EXERCISE INSTRUCTIONS. Scan the material below for the string "this", and copy every line where it shows up.

PROVIDED DATA.

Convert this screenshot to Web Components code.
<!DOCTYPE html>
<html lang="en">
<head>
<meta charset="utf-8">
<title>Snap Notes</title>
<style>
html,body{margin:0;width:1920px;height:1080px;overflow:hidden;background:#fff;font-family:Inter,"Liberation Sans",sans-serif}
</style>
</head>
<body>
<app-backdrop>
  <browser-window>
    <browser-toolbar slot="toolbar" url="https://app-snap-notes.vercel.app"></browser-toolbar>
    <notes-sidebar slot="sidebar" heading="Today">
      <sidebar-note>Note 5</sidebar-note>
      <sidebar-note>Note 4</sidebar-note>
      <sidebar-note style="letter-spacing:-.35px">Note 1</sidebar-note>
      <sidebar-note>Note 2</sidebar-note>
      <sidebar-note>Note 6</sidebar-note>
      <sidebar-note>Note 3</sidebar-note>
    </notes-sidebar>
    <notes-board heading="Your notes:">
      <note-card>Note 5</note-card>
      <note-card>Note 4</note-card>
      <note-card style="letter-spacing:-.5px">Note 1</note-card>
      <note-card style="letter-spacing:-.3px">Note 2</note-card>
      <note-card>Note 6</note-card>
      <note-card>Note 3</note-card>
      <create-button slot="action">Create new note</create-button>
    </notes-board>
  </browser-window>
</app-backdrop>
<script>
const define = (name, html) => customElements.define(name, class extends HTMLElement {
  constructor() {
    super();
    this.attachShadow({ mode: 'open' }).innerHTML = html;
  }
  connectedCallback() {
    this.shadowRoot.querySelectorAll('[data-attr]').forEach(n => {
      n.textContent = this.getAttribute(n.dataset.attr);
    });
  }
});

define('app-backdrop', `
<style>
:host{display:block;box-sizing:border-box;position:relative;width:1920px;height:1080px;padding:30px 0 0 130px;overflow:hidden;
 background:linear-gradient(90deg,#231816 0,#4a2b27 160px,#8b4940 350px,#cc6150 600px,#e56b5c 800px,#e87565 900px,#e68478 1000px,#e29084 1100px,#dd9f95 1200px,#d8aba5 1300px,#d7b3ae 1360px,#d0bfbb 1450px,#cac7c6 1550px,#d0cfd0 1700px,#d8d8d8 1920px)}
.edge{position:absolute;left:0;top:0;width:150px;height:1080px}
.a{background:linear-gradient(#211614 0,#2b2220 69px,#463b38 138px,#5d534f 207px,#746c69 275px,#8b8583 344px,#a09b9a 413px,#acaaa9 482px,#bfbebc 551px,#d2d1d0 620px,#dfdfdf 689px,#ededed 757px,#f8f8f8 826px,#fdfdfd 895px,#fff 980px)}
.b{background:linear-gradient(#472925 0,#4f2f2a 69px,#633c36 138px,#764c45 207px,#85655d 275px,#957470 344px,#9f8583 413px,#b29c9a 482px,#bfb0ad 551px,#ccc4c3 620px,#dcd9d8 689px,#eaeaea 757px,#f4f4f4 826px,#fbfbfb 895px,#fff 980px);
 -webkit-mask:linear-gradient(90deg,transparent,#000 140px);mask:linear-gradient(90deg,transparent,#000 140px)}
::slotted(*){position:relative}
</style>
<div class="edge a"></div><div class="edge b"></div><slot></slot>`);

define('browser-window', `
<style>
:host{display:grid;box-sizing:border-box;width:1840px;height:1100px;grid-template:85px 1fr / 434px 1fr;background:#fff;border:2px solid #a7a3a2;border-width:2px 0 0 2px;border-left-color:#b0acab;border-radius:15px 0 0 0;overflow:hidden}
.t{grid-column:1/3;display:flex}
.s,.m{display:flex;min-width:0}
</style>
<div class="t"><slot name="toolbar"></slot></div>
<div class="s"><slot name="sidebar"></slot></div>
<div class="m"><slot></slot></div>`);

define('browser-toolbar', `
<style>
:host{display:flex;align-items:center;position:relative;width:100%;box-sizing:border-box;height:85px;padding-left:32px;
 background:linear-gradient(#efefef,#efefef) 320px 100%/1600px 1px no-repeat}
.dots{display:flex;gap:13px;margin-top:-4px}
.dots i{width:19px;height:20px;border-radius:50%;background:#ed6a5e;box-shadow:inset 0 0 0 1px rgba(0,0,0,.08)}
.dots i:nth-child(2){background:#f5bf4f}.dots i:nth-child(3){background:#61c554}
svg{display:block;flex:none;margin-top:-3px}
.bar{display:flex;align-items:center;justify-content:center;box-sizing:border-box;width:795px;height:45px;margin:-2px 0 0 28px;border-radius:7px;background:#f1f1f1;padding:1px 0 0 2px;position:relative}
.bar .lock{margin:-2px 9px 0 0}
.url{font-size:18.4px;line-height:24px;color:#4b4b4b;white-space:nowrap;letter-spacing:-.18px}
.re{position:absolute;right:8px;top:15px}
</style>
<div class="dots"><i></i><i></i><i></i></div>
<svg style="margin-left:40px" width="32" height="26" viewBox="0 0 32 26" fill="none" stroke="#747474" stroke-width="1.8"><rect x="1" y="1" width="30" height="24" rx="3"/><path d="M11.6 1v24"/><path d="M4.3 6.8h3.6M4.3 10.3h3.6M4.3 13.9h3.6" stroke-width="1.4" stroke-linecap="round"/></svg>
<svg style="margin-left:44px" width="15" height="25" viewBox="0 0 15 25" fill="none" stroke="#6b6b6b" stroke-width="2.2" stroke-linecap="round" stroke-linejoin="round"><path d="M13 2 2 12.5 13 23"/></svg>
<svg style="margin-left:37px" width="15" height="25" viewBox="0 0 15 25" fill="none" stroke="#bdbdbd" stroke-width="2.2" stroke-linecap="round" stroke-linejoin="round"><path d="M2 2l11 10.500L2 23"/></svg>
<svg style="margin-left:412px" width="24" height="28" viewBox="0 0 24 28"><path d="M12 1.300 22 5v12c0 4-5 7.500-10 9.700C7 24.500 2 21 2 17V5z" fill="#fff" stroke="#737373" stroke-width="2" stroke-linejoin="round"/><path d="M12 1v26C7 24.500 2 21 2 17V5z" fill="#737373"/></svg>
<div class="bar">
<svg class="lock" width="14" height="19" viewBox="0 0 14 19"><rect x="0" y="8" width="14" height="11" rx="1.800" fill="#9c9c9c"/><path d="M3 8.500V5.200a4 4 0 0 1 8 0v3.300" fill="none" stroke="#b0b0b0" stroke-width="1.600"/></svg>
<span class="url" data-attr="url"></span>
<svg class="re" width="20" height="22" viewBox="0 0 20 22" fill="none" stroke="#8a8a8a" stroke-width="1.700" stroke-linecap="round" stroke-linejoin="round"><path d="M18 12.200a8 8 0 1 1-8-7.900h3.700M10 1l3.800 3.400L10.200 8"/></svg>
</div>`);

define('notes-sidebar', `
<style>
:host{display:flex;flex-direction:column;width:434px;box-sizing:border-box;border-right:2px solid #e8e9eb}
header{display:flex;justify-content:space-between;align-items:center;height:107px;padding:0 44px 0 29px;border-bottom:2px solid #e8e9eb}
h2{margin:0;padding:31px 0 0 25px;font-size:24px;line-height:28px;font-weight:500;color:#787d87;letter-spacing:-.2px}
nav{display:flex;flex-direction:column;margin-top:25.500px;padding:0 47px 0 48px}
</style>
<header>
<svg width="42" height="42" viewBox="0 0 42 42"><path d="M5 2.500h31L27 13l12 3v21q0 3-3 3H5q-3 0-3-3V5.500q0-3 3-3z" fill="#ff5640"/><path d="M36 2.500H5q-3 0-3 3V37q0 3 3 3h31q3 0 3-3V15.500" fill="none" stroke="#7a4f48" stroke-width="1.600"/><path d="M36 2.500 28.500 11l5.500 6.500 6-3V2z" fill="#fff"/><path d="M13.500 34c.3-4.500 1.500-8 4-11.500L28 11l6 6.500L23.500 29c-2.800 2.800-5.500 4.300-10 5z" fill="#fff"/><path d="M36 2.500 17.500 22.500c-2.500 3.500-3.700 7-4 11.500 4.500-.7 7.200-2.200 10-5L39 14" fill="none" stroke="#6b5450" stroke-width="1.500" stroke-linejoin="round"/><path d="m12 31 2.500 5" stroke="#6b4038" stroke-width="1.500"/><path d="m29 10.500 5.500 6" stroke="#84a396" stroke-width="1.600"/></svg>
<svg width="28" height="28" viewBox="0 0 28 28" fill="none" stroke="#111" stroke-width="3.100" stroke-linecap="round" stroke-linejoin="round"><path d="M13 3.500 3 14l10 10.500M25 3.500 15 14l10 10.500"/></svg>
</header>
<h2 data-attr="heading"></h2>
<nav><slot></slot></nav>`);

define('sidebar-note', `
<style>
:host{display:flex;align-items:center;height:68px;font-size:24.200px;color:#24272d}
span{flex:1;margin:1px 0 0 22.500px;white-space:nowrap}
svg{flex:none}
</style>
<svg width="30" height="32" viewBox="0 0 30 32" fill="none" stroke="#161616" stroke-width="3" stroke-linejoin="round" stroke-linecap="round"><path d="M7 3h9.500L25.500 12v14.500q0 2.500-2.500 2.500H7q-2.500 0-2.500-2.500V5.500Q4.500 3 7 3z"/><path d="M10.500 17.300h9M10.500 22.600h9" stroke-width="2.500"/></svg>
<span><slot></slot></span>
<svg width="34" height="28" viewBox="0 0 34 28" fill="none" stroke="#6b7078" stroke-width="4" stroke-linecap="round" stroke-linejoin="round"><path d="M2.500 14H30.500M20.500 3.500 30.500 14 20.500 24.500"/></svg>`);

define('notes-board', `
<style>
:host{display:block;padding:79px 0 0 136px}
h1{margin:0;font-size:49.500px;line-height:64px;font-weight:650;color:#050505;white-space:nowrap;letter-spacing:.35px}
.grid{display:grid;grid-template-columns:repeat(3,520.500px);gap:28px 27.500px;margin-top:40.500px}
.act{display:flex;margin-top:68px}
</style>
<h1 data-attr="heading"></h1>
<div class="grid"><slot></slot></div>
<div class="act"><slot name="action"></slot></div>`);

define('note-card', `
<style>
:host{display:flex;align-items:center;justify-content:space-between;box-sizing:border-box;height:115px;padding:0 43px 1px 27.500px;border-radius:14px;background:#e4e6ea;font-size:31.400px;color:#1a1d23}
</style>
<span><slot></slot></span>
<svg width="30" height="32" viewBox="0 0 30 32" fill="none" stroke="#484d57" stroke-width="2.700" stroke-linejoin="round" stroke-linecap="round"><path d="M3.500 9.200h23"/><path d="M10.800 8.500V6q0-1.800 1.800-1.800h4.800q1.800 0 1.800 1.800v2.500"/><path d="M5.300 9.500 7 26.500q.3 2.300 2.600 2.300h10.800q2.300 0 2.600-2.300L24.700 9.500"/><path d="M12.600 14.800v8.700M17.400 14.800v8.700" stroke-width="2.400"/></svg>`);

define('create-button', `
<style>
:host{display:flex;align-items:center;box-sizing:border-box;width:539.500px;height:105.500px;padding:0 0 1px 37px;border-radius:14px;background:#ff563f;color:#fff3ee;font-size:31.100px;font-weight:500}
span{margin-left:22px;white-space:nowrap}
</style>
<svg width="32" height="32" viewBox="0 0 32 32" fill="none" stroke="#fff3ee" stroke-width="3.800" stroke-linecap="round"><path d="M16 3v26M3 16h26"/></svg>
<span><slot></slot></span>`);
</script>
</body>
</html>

COMPLETED EXERCISE.
Convert this screenshot to Web Components code.
    this.attachShadow({ mode: 'open' }).innerHTML = html;
    this.shadowRoot.querySelectorAll('[data-attr]').forEach(n => {
      n.textContent = this.getAttribute(n.dataset.attr);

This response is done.